“Pendidikan kesehatan reproduksi secara sinergi dapat dilakukan pada anak-anak oleh guru di lingkungan sekolah dan orangtua di lingkungan keluarga, semua harus berkolaborasi mencegah karena mencegah lebih baik daripada mengobati,” kata Retno lewat keterangan tertulis, Jumat 13 Januari.
Di Papua, data dari Wahana Visi Indonesia (WVI) mengungkapkan bahwa 24,71 persen anak menikah di bawah usia 19 tahun. Bahkan, ditemukan kasus anak menikah pada usia 10 tahun.
“Ini adalah angka mengenai perkawinan anak di mana angkanya sangat tinggi,” kata salah satu peneliti WVI Agustinus Agung secara daring, Selasa 14 September
Kabupaten Asmat menjadi daerah dengan angka tertinggi, hampir mencapai 30 persen. Jayapura mencatat 21,87 persen, Jayawijaya 18,23 persen, dan Biak Numfor 17,93 persen. WVI juga mencatat kehamilan anak di bawah umur mencapai 28,57 persen di Asmat.
“Anak dianggap sebagai jawaban untuk keluar dari problem kemiskinan yang ada,” ujar Agung.
Peneliti IPB Dina Nurdiawati mengungkapkan pernikahan anak didorong oleh berbagai faktor, mulai dari pendidikan yang rendah, budaya, tafsir agama, hingga tekanan ekonomi,
“Banyak orang tua yang merasa, dengan menikahkan anaknya mereka menjadi terbantu secara ekonomi. Hal itu dikarenakan sudah ada yang memberi nafkahi anaknya, jadi bukan tanggung jawab mereka lagi sebagai orang tua,” kata Dina, Jakarta 24 April.
Dalam banyak kasus, anak seringkali dianggap sebagai beban ekonomi atau solusi untuk memperbaiki kondisi keluarga. Pandangan budaya seperti “perawan tua”, praktik perjodohan, hingga nilai mahar tinggi juga mendorong pernikahan anak.
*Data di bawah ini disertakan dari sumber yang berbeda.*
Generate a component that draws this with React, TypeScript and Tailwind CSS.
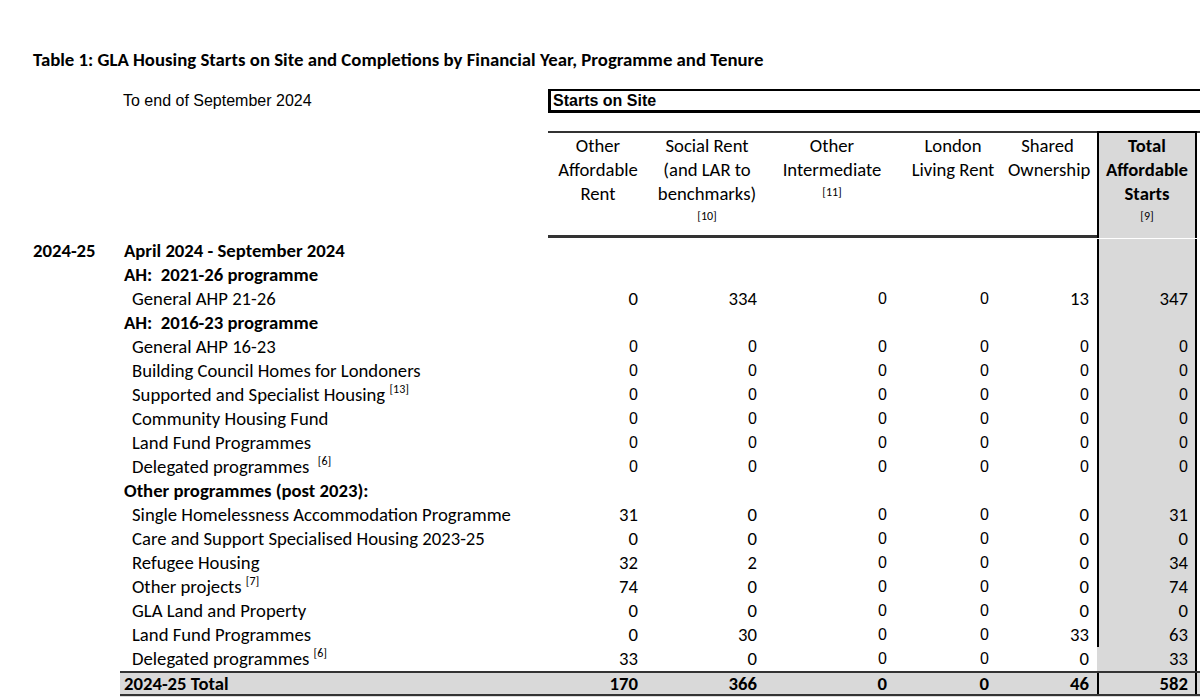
import React from 'react';

const cal = "font-['Carlito','Lato',sans-serif]";
const ari = "font-['Liberation_Sans','Arial',sans-serif]";

type Row = {
  year?: string;
  label: string;
  sup?: string;
  bold?: boolean;
  indent?: boolean;
  vals?: number[];
  arial?: boolean;
  noTotalLeft?: boolean;
};

const rows: Row[] = [
  { year: '2024-25', label: 'April 2024 - September 2024', bold: true },
  { label: 'AH:\u00a0 2021-26 programme', bold: true },
  { label: 'General AHP 21-26', indent: true, vals: [0, 334, 0, 0, 13, 347] },
  { label: 'AH:\u00a0 2016-23 programme', bold: true },
  { label: 'General AHP 16-23', indent: true, vals: [0, 0, 0, 0, 0, 0], arial: true },
  { label: 'Building Council Homes for Londoners', indent: true, vals: [0, 0, 0, 0, 0, 0], arial: true },
  { label: 'Supported and Specialist Housing ', sup: '[13]', indent: true, vals: [0, 0, 0, 0, 0, 0], arial: true },
  { label: 'Community Housing Fund', indent: true, vals: [0, 0, 0, 0, 0, 0], arial: true },
  { label: 'Land Fund Programmes', indent: true, vals: [0, 0, 0, 0, 0, 0], arial: true },
  { label: 'Delegated programmes \u00a0', sup: '[6]', indent: true, vals: [0, 0, 0, 0, 0, 0], arial: true },
  { label: 'Other programmes (post 2023):', bold: true },
  { label: 'Single Homelessness Accommodation Programme', indent: true, vals: [31, 0, 0, 0, 0, 31] },
  { label: 'Care and Support Specialised Housing 2023-25', indent: true, vals: [0, 0, 0, 0, 0, 0] },
  { label: 'Refugee Housing', indent: true, vals: [32, 2, 0, 0, 0, 34] },
  { label: 'Other projects ', sup: '[7]', indent: true, vals: [74, 0, 0, 0, 0, 74] },
  { label: 'GLA Land and Property', indent: true, vals: [0, 0, 0, 0, 0, 0] },
  { label: 'Land Fund Programmes', indent: true, vals: [0, 30, 0, 0, 33, 63] },
  { label: 'Delegated programmes ', sup: '[6]', indent: true, vals: [33, 0, 0, 0, 0, 33], noTotalLeft: true },
];

const grid = 'grid grid-cols-[548px_100px_118px_132px_110px_89px_100px_1fr]';
const pads = ['pr-[10px]', 'pr-[9px]', 'pr-[11px]', 'pr-[19px]', 'pr-[8px]'];

function Sup({ t }: { t: string }) {
  return <span className="relative -top-[8px] text-[12px] leading-none">{t}</span>;
}

function DataRow({ r }: { r: Row }) {
  return (
    <div className={`${grid} h-[24px] leading-[24px] text-[18.7px]`}>
      <div className="flex">
        <div className="w-[124px] pl-[33px] font-bold">{r.year}</div>
        <div className={`${r.bold ? 'font-bold' : ''} ${r.indent ? 'pl-[8px]' : ''} whitespace-pre`}>
          {r.label}
          {r.sup && <Sup t={r.sup} />}
        </div>
      </div>
      {pads.map((p, i) => (
        <div key={i} className={`text-right ${p} ${r.arial || i === 2 || i === 3 ? `${ari} text-[16px]` : ''}`}>
          {r.vals ? r.vals[i] : ''}
        </div>
      ))}
      <div
        className={`bg-[#d9d9d9] border-r-2 border-black text-right pr-[7px] ${
          r.noTotalLeft ? 'border-l-2 border-l-[#d9d9d9]' : 'border-l-2'
        } ${r.arial ? `${ari} text-[16px]` : ''}`}
      >
        {r.vals ? r.vals[5] : ''}
      </div>
      <div />
    </div>
  );
}

export default function App() {
  const heads = [
    ['Other', 'Affordable', 'Rent'],
    ['Social Rent', '(and LAR to', 'benchmarks)', '[10]'],
    ['Other', 'Intermediate', '[11]'],
    ['London', 'Living Rent'],
    ['Shared', 'Ownership'],
  ];
  const totals = [170, 366, 0, 0, 46];

  return (
    <div className={`w-[1200px] h-[697px] overflow-hidden bg-white text-black ${cal}`}>
      {/* Title */}
      <div className="pt-[48px] pl-[33px] h-[72px] leading-[24px] text-[18.8px] font-bold">
        Table 1: GLA Housing Starts on Site and Completions by Financial Year, Programme and Tenure
      </div>

      {/* Sub heading + Starts on Site box */}
      <div className="flex mt-[17px] h-[24px]">
        <div className={`w-[548px] pl-[123px] ${ari} text-[16px] leading-[24px]`}>To end of September 2024</div>
        <div className={`flex-1 border-t-2 border-b-[3px] border-l-[3px] border-black ${ari} text-[16px] font-bold leading-[19px] pl-[2px]`}>
          Starts on Site
        </div>
      </div>

      {/* Column headers */}
      <div className={`${grid} mt-[18px] h-[107px] text-[18.7px]`}>
        <div />
        {heads.map((h, i) => (
          <div
            key={i}
            className={`border-t-2 border-b-[3px] border-[#333] text-center pt-[1px] leading-[24px] ${i === 4 ? 'pr-[10px]' : ''}`}
          >
            {h.map((t, j) =>
              t.startsWith('[') ? (
                <div key={j} className="text-[12px] leading-[20px]">{t}</div>
              ) : (
                <div key={j}>{t}</div>
              )
            )}
          </div>
        ))}
        <div className="bg-[#d9d9d9] border-2 border-b-0 border-black text-center font-bold leading-[24px] pt-[1px]">
          <div>Total</div>
          <div>Affordable</div>
          <div>Starts</div>
          <div className="text-[12px] font-normal leading-[20px]">[9]</div>
        </div>
        <div className="border-t-2 border-[#333]" />
      </div>

      {/* Data rows */}
      <div className="pt-[1px]">
        {rows.map((r, i) => (
          <DataRow key={i} r={r} />
        ))}
      </div>

      {/* Total row */}
      <div className="ml-[120px] grid grid-cols-[428px_100px_118px_132px_110px_89px_100px_1fr] h-[28px] bg-[#d9d9d9] border-t-2 border-b-[5px] border-double border-t-[#333] border-b-[#333] text-[18.7px] font-bold leading-[21px]">
        <div className="pl-[4px]">2024-25 Total</div>
        {totals.map((v, i) => (
          <div key={i} className={`text-right ${pads[i]}`}>{v}</div>
        ))}
        <div className="border-x-2 border-black text-right pr-[7px]">582</div>
        <div />
      </div>
    </div>
  );
}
Sedangkan dari sisi agama, sebagian kelompok menormalisasi pernikahan dini untuk mencegah zina.
Dampak pernikahan anak sangat serius. UNICEF mencatat komplikasi kehamilan dan persalinan menjadi penyebab kematian tertinggi kedua bagi perempuan usia 15-19 tahun.
Anak perempuan yang menikah dini juga empat kali lebih mungkin tidak menyelesaikan pendidikan menengah dan lebih rentan mengalami kekerasan dalam rumah tangga (KDRT).
Staf Ahli Menteri PPPA Bidang Penanggulangan Kemiskinan Titi Eko Rahayu menyebut pernikahan anak sebagai ancaman nyata terhadap masa depan anak-anak.
“Tidak hanya memberikan dampak secara fisik dan psikis bagi anak-anak, perkawinan di usia anak juga dapat memperparah angka kemiskinan, stunting, putus sekolah hingga ancaman kanker serviks/kanker rahim pada anak,” ujar Titi, Jumat
27 Januari
Pemerintah sendiri telah mengubah batas minimal usia menikah bagi perempuan dari usia 16 tahun yang tercantum pada Undang-Undang (UU) Nomor 1 tahun 1974 tentang Perkawinan, menjadi minimal 19 tahun pada UU Nomor 16 tahun 2019 tentang Perubahan Atas UU Nomor 1 Tahun 1974 tentang Perkawinan. Namun realitanya, praktik dispensasi nikah masih marak.